▶ Exercise directions: Copy each line of the entries beneath that contains the word "components".
-- Start of Exercise materials --
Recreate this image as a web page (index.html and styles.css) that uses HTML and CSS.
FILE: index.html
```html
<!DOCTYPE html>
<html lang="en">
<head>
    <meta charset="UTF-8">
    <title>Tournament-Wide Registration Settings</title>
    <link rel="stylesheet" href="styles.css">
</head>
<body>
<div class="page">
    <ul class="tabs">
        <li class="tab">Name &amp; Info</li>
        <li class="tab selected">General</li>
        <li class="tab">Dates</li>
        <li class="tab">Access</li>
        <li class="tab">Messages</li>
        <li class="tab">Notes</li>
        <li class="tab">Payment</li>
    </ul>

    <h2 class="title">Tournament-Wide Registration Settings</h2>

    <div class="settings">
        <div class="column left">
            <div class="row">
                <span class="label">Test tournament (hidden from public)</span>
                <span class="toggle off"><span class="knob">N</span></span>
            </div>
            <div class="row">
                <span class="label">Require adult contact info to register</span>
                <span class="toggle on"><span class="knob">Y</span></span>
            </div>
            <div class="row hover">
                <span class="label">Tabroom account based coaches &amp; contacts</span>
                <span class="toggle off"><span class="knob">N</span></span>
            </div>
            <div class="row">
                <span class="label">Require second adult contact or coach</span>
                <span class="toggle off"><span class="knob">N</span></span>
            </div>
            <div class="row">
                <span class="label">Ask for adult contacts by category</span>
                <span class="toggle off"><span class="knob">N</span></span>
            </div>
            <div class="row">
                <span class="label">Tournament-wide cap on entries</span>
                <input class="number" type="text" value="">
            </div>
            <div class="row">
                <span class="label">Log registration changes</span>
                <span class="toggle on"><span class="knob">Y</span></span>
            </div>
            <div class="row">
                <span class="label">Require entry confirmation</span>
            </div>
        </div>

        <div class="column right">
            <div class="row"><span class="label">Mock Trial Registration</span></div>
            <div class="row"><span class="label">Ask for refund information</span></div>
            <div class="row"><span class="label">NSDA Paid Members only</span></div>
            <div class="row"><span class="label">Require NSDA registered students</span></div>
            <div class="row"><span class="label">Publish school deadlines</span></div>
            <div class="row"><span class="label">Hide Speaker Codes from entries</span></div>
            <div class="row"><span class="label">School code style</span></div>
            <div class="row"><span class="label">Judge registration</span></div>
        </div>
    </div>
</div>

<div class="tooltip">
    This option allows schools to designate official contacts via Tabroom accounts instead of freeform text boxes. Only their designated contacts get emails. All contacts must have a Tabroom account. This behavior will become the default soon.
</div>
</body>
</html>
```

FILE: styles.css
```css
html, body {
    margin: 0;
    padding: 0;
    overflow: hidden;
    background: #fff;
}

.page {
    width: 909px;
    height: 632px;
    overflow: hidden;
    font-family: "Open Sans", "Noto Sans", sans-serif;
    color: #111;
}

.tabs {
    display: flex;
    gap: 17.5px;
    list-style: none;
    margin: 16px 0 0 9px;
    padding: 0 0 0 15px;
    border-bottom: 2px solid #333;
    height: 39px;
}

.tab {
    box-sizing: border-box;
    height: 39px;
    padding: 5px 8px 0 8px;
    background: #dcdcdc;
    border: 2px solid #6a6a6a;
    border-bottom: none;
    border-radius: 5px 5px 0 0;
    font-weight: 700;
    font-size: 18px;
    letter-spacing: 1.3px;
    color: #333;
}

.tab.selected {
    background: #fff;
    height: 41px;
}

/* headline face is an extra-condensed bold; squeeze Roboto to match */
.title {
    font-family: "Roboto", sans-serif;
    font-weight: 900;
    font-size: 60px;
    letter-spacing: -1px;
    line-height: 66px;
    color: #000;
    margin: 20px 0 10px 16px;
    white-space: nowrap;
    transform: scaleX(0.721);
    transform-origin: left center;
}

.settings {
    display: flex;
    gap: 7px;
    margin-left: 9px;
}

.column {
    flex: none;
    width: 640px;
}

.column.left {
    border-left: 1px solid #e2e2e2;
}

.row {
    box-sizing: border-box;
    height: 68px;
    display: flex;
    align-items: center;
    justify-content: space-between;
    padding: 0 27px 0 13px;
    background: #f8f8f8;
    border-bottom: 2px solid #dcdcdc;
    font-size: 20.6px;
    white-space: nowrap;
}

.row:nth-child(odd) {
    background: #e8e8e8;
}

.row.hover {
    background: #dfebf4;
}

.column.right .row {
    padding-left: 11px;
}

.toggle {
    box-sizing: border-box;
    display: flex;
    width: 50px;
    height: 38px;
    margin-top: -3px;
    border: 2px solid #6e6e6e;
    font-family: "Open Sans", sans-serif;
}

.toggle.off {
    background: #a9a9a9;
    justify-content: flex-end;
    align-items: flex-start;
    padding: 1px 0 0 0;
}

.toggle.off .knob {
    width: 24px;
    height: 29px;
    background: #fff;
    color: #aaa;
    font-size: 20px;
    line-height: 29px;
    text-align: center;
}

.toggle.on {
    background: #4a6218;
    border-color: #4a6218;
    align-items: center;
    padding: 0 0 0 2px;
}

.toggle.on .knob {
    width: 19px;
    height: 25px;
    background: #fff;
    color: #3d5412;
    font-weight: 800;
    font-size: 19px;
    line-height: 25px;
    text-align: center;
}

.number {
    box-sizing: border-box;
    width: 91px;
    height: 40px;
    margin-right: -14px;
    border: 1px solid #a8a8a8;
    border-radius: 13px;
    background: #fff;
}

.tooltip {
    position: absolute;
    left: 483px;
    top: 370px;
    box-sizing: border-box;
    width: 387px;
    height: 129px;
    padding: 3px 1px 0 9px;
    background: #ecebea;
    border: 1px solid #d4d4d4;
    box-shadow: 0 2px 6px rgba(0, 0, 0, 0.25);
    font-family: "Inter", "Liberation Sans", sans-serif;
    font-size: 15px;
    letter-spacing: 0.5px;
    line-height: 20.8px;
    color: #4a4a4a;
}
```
-- End of Exercise materials --
-- Start of Exercise materials --
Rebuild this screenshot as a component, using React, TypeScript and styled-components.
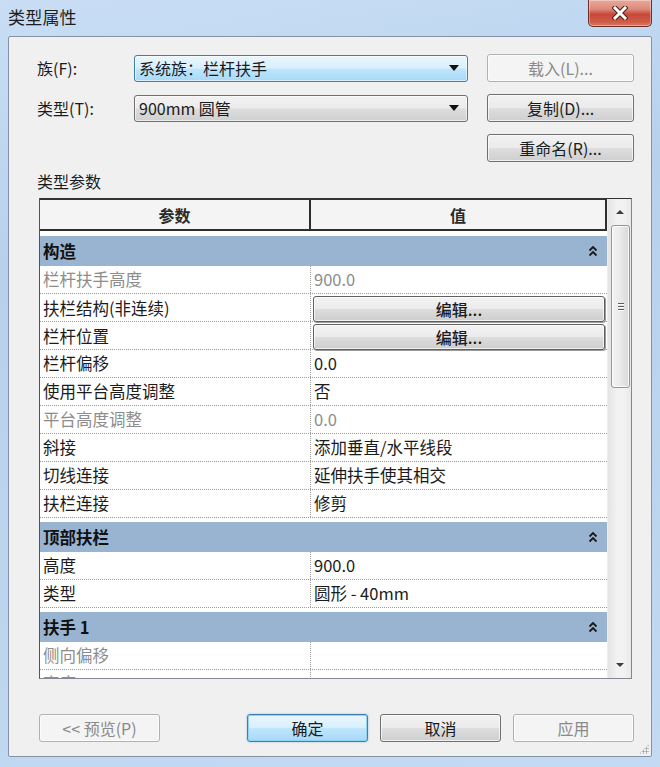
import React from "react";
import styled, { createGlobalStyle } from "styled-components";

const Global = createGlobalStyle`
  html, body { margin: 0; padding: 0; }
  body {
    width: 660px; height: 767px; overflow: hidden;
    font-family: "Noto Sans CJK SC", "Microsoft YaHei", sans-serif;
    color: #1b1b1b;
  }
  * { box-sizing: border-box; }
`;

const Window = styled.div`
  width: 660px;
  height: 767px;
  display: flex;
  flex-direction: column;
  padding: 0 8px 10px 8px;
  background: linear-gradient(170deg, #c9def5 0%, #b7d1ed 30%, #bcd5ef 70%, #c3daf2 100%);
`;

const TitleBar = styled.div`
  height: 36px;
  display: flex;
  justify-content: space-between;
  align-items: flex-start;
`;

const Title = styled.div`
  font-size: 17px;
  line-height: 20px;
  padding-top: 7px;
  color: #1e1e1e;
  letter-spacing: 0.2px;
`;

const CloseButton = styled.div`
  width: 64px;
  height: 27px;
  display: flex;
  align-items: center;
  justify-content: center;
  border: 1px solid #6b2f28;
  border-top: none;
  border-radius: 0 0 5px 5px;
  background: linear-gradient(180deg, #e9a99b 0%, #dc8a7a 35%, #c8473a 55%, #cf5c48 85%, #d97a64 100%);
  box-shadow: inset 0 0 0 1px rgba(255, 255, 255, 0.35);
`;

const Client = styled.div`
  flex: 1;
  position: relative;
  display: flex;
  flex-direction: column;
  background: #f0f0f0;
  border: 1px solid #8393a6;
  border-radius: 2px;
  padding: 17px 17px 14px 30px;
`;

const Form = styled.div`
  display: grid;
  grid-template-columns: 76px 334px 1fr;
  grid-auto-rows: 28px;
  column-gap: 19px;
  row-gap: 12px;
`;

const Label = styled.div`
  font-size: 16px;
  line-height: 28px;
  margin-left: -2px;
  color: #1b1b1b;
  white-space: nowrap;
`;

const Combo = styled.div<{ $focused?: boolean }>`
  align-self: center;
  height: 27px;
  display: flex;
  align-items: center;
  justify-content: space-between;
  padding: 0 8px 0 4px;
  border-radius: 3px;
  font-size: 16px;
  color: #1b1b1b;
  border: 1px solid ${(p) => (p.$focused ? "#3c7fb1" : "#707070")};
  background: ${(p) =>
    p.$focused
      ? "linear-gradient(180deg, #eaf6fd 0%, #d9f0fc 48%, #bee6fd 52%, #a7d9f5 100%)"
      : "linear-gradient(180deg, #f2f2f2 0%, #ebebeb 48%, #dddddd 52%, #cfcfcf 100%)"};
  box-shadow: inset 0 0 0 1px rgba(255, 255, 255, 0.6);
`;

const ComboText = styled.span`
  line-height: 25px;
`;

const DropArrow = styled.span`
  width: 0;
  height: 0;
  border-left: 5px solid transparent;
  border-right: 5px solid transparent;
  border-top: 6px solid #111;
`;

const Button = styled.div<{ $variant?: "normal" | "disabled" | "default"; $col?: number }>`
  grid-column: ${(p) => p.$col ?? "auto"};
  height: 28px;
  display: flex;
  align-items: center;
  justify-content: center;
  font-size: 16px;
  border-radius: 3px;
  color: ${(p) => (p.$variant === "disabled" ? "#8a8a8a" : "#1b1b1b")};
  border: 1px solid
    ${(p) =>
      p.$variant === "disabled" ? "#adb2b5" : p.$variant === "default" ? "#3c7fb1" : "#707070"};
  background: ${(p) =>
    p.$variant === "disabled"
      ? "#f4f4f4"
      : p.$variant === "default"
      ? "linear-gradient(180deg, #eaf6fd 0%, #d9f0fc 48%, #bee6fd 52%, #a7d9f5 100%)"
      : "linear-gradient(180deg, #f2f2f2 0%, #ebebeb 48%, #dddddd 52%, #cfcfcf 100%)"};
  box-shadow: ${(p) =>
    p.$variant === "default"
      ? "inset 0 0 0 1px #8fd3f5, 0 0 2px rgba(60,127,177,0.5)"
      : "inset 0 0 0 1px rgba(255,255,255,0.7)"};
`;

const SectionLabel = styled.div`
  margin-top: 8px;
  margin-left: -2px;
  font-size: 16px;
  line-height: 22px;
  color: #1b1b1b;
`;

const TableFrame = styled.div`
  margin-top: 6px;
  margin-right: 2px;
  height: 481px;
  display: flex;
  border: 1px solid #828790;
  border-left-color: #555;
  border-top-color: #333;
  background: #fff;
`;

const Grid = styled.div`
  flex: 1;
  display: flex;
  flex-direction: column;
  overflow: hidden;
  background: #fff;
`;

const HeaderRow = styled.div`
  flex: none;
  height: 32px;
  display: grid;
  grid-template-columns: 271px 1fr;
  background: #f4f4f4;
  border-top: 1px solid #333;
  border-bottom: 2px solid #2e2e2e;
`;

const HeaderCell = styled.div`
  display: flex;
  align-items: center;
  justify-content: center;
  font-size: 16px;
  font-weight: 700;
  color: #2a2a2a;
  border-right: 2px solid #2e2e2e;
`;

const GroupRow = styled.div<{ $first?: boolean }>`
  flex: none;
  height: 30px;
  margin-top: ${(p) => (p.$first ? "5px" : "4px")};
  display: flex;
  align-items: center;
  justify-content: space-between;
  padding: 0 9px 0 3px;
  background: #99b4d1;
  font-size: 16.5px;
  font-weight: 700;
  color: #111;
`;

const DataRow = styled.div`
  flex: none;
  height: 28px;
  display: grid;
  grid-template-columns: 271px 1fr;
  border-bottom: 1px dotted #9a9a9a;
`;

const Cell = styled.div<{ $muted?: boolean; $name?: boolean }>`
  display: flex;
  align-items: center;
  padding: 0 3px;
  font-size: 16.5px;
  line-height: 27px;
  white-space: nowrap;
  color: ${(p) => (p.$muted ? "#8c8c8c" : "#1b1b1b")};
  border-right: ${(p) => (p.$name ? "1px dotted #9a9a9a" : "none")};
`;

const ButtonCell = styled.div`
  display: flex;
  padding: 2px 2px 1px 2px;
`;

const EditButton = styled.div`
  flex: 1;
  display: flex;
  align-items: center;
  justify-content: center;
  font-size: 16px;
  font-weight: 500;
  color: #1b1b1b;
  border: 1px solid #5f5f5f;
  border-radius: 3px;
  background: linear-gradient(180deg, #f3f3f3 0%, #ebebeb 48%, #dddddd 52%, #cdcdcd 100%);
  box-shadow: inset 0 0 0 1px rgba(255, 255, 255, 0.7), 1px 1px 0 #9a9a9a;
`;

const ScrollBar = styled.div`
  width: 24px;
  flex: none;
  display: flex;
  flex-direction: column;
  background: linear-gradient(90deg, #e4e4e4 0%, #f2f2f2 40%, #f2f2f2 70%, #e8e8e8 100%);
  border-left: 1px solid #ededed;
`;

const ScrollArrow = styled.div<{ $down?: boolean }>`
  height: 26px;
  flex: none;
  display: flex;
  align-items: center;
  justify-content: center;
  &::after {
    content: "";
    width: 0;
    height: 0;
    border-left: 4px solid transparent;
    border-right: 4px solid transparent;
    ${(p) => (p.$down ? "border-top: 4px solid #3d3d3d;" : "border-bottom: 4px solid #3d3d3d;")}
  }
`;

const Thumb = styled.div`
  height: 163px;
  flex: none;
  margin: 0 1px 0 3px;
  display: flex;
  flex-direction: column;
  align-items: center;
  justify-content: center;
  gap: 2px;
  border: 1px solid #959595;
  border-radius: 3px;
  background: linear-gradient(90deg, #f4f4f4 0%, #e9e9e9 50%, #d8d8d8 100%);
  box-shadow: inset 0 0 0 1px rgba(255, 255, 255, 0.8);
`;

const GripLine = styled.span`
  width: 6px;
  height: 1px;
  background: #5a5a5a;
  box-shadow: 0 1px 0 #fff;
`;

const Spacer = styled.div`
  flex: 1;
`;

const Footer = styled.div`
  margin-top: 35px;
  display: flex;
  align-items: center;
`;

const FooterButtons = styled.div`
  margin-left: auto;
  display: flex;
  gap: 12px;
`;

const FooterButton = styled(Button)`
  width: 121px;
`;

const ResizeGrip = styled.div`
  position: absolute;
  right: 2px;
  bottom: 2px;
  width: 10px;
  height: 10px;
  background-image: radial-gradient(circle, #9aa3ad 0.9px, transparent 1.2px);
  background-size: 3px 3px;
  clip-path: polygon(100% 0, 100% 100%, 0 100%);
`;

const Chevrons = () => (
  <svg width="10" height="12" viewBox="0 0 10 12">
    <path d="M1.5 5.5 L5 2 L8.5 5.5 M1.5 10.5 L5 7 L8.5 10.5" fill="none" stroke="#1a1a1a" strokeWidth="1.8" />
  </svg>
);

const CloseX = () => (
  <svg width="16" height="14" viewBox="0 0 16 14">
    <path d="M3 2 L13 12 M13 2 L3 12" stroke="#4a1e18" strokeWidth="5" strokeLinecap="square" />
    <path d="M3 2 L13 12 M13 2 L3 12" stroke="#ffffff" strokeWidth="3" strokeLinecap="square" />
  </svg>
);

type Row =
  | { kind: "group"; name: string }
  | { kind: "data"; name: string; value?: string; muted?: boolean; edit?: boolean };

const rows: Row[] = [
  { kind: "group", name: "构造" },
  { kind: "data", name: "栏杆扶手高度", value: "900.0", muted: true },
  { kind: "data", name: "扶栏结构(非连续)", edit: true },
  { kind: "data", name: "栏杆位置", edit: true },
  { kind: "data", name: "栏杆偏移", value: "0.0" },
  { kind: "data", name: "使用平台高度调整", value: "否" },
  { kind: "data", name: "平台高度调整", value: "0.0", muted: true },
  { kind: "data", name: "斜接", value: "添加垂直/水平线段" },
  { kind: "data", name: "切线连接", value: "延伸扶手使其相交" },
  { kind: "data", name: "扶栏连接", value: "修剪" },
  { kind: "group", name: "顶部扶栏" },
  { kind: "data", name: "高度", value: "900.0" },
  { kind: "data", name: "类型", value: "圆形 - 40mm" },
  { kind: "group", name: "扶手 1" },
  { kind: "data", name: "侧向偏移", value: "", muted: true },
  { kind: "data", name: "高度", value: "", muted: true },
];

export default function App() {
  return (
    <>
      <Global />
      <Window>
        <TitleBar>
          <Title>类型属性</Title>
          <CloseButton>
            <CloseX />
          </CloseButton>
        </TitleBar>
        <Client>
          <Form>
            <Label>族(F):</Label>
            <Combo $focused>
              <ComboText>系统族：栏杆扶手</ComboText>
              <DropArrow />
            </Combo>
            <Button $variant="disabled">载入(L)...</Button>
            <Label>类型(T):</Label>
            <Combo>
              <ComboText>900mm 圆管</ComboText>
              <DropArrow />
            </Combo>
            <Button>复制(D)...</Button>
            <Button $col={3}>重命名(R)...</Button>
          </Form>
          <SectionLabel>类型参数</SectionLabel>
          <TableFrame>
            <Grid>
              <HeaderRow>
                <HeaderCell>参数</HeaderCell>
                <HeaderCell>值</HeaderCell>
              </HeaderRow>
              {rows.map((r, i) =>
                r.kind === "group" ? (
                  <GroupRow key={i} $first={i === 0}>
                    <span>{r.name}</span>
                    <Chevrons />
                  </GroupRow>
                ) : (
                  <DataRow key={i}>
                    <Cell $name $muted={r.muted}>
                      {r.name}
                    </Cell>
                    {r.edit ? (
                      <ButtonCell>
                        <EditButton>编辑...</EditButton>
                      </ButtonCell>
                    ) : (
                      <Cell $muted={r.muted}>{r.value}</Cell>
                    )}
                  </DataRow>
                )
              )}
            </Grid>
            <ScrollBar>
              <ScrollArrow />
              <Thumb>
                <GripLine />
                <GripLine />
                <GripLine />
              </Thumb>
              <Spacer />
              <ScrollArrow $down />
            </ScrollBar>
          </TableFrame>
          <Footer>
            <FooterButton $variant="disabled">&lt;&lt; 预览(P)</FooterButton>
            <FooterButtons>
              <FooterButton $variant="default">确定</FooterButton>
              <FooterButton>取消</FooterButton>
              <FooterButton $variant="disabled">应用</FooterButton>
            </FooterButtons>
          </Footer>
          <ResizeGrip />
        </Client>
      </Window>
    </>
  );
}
-- End of Exercise materials --
▶ Solution for this exercise:
Rebuild this screenshot as a component, using React, TypeScript and styled-components.
import styled, { createGlobalStyle } from "styled-components";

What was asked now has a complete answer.